Warum fällt es so schwer?

In unserer Gesellschaft existieren nach wie vor viele Vorbehalte, wenn ältere Menschen ihre Sexualität leben. Bilder von „ewiger Jugend“ überlagern die Realität des Alterns. Hinzu kommt, dass viele Seniorinnen und Senioren selbst aus einer Zeit stammen, in der Sexualität kaum öffentlich thematisiert wurde. So treffen Scham, Sozialisierung und Sprachlosigkeit auf die Unsicherheit der Betreuungskräfte – ein Kreislauf, der echte Nähe im Gespräch verhindert. Aber diese wäre hier dringend notwendig…

Beispiel Niederlande

Schauen wir uns einmal unsere holländischen Nachbarn an:

  • Dort ist es gängige Praxis, Betreuungskräfte zu schulen, wie sie Sexualität im Alter behandeln können bzw. bei Gesprächsbedarf ihrer Kundinnen und Kunden angemessen reagieren sollten. Dadurch entstehen weniger Tabus, Seniorinnen und Senioren fühlen sich gesehen – und Betreuungskräfte sind sicherer in ihrer Rolle.
  • Betreuungskräfte müssen das Thema nicht aktiv ansprechen, aber sie sollten offen reagieren, wenn das Thema aufkommt.
  • Mit einer feinfühligen Sprache und klaren Grenzen können sie Seniorinnen und Senioren das Gefühl geben, auch in diesem sehr persönlichen Bereich ernst genommen zu werden.
  • Einige Pflegeeinrichtungen bieten sogar geschützte Räume an, die Seniorinnen und Senioren mehr Privatsphäre ermöglichen.

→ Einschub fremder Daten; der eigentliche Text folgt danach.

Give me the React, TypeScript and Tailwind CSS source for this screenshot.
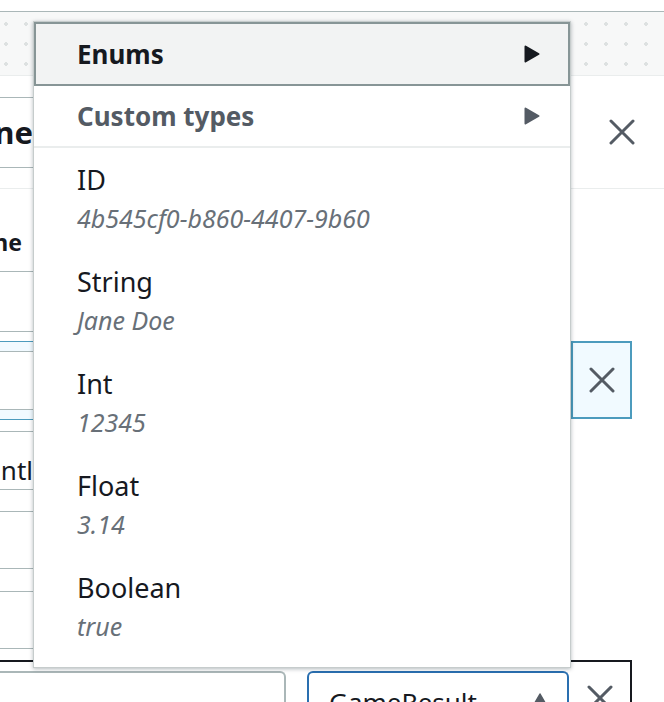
import React from "react";

const font = { fontFamily: '"Noto Sans", "Open Sans", sans-serif' };

function XIcon({ size = 26 }: { size?: number }) {
    return (
        <svg width={size} height={size} viewBox="0 0 26 26" fill="none">
            <path d="M2 2 L24 24 M24 2 L2 24" stroke="#545b64" strokeWidth="3" strokeLinecap="round" />
        </svg>
    );
}

function Caret({ color, up = false }: { color: string; up?: boolean }) {
    return up ? (
        <svg width="18" height="16" viewBox="0 0 18 16">
            <polygon points="9,1 17,15 1,15" fill={color} stroke={color} strokeWidth="1.5" strokeLinejoin="round" />
        </svg>
    ) : (
        <svg width="16" height="18" viewBox="0 0 16 18">
            <polygon points="1.5,1.5 14.5,9 1.5,16.5" fill={color} stroke={color} strokeWidth="2" strokeLinejoin="round" />
        </svg>
    );
}

const types = [
    { label: "ID", sample: "4b545cf0-b860-4407-9b60" },
    { label: "String", sample: "Jane Doe" },
    { label: "Int", sample: "12345" },
    { label: "Float", sample: "3.14" },
    { label: "Boolean", sample: "true" },
];

export default function App() {
    return (
        <div className="relative w-[664px] h-[702px] overflow-hidden bg-white text-[#16191f]" style={font}>
            {/* Canvas strip */}
            <div className="h-[11px]" />
            <div className="h-[65px] border-t border-[#aab7b8] border-b border-b-[#eaeded] bg-[#f7f8f8] bg-[radial-gradient(circle,#dde1e1_1.6px,transparent_1.8px)] bg-[size:20px_20px] bg-[position:-4px_2px]" />

            {/* Modal behind the menu */}
            <div className="flex">
                <div className="w-[33px] overflow-hidden">
                    <div className="h-[21px]" />
                    <div className="h-[70px] border-t border-[#aab7b8] flex items-center justify-end">
                        <span className="text-[31px] font-bold whitespace-nowrap leading-none">ne</span>
                    </div>
                    <div className="h-[21px] border-t border-[#aab7b8]" />
                    <div className="h-[83px] border-t border-[#eaeded] pt-[38px] pr-[11px] flex justify-end">
                        <span className="text-[23px] font-bold whitespace-nowrap leading-[30px]">ne</span>
                    </div>
                    <div className="h-[60px] border-t border-[#aab7b8]" />
                    <div className="h-[10px] border-t border-[#aab7b8]" />
                    <div className="h-[10px] border-t border-[#4c9bbd] bg-[#f1faff]" />
                    <div className="h-[58px] border-t border-[#aab7b8]" />
                    <div className="h-[10px] border-t border-[#aab7b8] bg-[#f1faff]" />
                    <div className="h-[12px] border-t border-[#4c9bbd]" />
                    <div className="h-[58px] border-t border-[#aab7b8] pt-[24px] flex justify-end">
                        <span className="text-[26px] whitespace-nowrap leading-[28px]">ntl</span>
                    </div>
                    <div className="h-[22px] border-t border-[#aab7b8]" />
                    <div className="h-[57px] border-t border-[#aab7b8]" />
                    <div className="h-[23px] border-t border-[#aab7b8]" />
                    <div className="h-[57px] border-t border-[#aab7b8]" />
                    <div className="h-[12px] border-t border-[#aab7b8]" />
                </div>
                <div className="flex-1" />
                <div className="w-[93px]">
                    <div className="h-[112px] flex items-center pl-[38px]">
                        <XIcon />
                    </div>
                    <div className="h-[153px] border-t border-[#eaeded]" />
                    <div className="h-[78px] w-[61px] border-2 border-[#4c9bbd] bg-[#f1faff] flex items-center justify-center">
                        <XIcon />
                    </div>
                </div>
            </div>

            {/* Focused row */}
            <div className="w-[632px] h-[42px] border-t-2 border-r-2 border-[#16191f] pt-[9px] flex">
                <div className="w-[286px] h-[40px] border-t-2 border-r-2 border-[#aab7b8] rounded-tr-[6px]" />
                <div className="ml-[21px] w-[262px] h-[40px] border-t-2 border-x-2 border-[#2a6fb0] rounded-t-[6px] flex items-start justify-between pl-[20px] pr-[18px] pt-[11px]">
                    <span className="text-[26px] leading-[36px]">GameResult</span>
                    <span className="pt-[9px]">
                        <Caret color="#545b64" up />
                    </span>
                </div>
                <div className="flex-1 flex justify-center pt-[14px]">
                    <XIcon />
                </div>
            </div>

            {/* Type menu */}
            <div className="absolute left-[33px] top-[21px] w-[538px] h-[647px] bg-white border border-[#c6cccc] shadow-[0_1px_4px_rgba(0,28,36,0.3)]">
                <div className="h-[64px] border-2 border-[#879596] bg-[#f2f3f3] flex items-center justify-between pl-[41px] pr-[28px]">
                    <span className="text-[26px] font-bold leading-none">Enums</span>
                    <Caret color="#16191f" />
                </div>
                <div className="h-[62px] border-b-2 border-[#eaeded] flex items-center justify-between pl-[43px] pr-[30px]">
                    <span className="text-[26px] font-bold leading-none text-[#545b64]">Custom types</span>
                    <Caret color="#545b64" />
                </div>
                {types.map((t) => (
                    <div key={t.label} className="pl-[43px] pt-[14px] pb-[17px]">
                        <div className="text-[27px] leading-[36px]">{t.label}</div>
                        <div className="mt-[5px] text-[25px] italic leading-[30px] text-[#687078]">{t.sample}</div>
                    </div>
                ))}
            </div>
        </div>
    );
}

Das Resümee der bisherigen Erfahrungen mit dieser Vorgehensweise: Wenn Sexualität offen thematisiert wird, steigt das Wohlbefinden der Seniorinnen und Senioren – und die Betreuungskräfte fühlen sich weniger hilflos, weil sie Handlungsoptionen kennen und sich sicherer in ihrer Rolle fühlen.

Was könnten wir daraus lernen?

  • Sensibilisierung statt Tabuisierung: Schon kleine Einheiten in Schulungen können helfen, Hemmungen und Berührungsängste vor diesem Thema abzubauen.
  • Respektvolle Gesprächskultur: Betreuungskräfte dürfen lernen, Signale wahrzunehmen und sensibel darauf zu reagieren.
  • Rahmenbedingungen schaffen: Auch im ambulanten Kontext kann es hilfreich sein, Privatsphäre bewusst zu respektieren und eventuell Angehörige für das Thema zu sensibilisieren.

Unser Fazit

Sexualität im Alter ist kein „sonderbares“ Bedürfnis, sondern ein Grundbedürfnis, das Würde und Lebensqualität stärkt. Gerade in der professionellen ambulanten Betreuung ist es wichtig, die Tabuisierung dieses Themas zu hinterfragen und offen – aber achtsam – über Nähe und Intimität zu sprechen, wenn es kundenseitig erwünscht ist. Ein respektvoller Umgang eröffnet die Chance, dass Seniorinnen und Senioren sich in ihrer Ganzheit gesehen fühlen.

Durch Einhaltung der „natürlichen Grenzen“ wahren Betreuungskräfte ihre Rolle – können aber bei tieferem Gesprächsbedarf an entsprechende Fachstellen weitervermitteln oder Beratungsangebote aufzeigen.

Ist die Verunsicherung der Betreuungskräfte dennoch zu groß, sollten sich diese jederzeit bei Team und Vorgesetzten rückversichern dürfen und können.